**Problem statement**
Identify and reproduce every line holding the string "React".

**Material**
— begin —
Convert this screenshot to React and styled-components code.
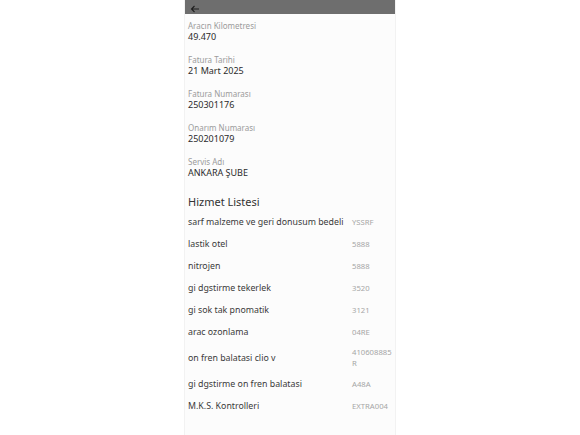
import React from "react";
import styled, { createGlobalStyle } from "styled-components";

const Global = createGlobalStyle`
  html, body { margin: 0; padding: 0; background: #ffffff; }
  body { font-family: "Noto Sans", "Open Sans", sans-serif; }
`;

const Page = styled.div`
  display: flex;
  justify-content: center;
  min-height: 435px;
`;

const Panel = styled.div`
  width: 212px;
  background: #fcfcfc;
  border-left: 1px solid #f2f2f2;
  border-right: 1px solid #f2f2f2;
  box-sizing: border-box;
  display: flex;
  flex-direction: column;
`;

const TopBar = styled.div`
  height: 14px;
  background: #6e6e6e;
  display: flex;
  align-items: flex-end;
  padding: 0 0 1px 5px;
  box-sizing: border-box;
`;

const Body = styled.div`
  padding: 7px 1px 0 3px;
  display: flex;
  flex-direction: column;
`;

const Field = styled.div`
  display: flex;
  flex-direction: column;
  margin-bottom: 13px;
`;

const Label = styled.div`
  font-size: 8px;
  line-height: 10px;
  color: #9b9b9b;
`;

const Value = styled.div`
  font-size: 9px;
  line-height: 11px;
  color: #2b2b2b;
`;

const Title = styled.div`
  font-size: 11px;
  line-height: 14px;
  color: #333;
  margin: 4px 0 2px;
`;

const Row = styled.div`
  display: grid;
  grid-template-columns: 1fr 42px;
  column-gap: 7px;
  align-items: center;
  min-height: ${(p) => (p.tall ? "30px" : "22px")};
`;

const Name = styled.div`
  font-size: 8.8px;
  line-height: 11px;
  color: #3a3a3a;
  white-space: nowrap;
`;

const Code = styled.div`
  font-size: 7.7px;
  line-height: 11px;
  color: #a6a6a6;
  word-break: break-all;
`;

const fields = [
  ["Aracın Kilometresi", "49.470"],
  ["Fatura Tarihi", "21 Mart 2025"],
  ["Fatura Numarası", "250301176"],
  ["Onarım Numarası", "250201079"],
  ["Servis Adı", "ANKARA ŞUBE"],
];

const services = [
  ["sarf malzeme ve geri donusum bedeli", "YSSRF"],
  ["lastik otel", "5888"],
  ["nitrojen", "5888"],
  ["gi dgstirme tekerlek", "3520"],
  ["gi sok tak pnomatik", "3121"],
  ["arac ozonlama", "04RE"],
  ["on fren balatasi clio v", "410608885R"],
  ["gi dgstirme on fren balatasi", "A48A"],
  ["M.K.S. Kontrolleri", "EXTRA004"],
];

function BackArrow() {
  return (
    <svg width="10" height="8" viewBox="0 0 10 8" fill="none">
      <path d="M9 4H1.5M4.5 1L1.5 4l3 3" stroke="#1e1e1e" strokeWidth="1.1" />
    </svg>
  );
}

export default function App() {
  return (
    <Page>
      <Global />
      <Panel>
        <TopBar>
          <BackArrow />
        </TopBar>
        <Body>
          {fields.map(([l, v]) => (
            <Field key={l}>
              <Label>{l}</Label>
              <Value>{v}</Value>
            </Field>
          ))}
          <Title>Hizmet Listesi</Title>
          {services.map(([n, c]) => (
            <Row key={n} tall={c.length > 9}>
              <Name>{n}</Name>
              <Code>{c}</Code>
            </Row>
          ))}
        </Body>
      </Panel>
    </Page>
  );
}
— end —
**Worked answer**
Convert this screenshot to React and styled-components code.
import React from "react";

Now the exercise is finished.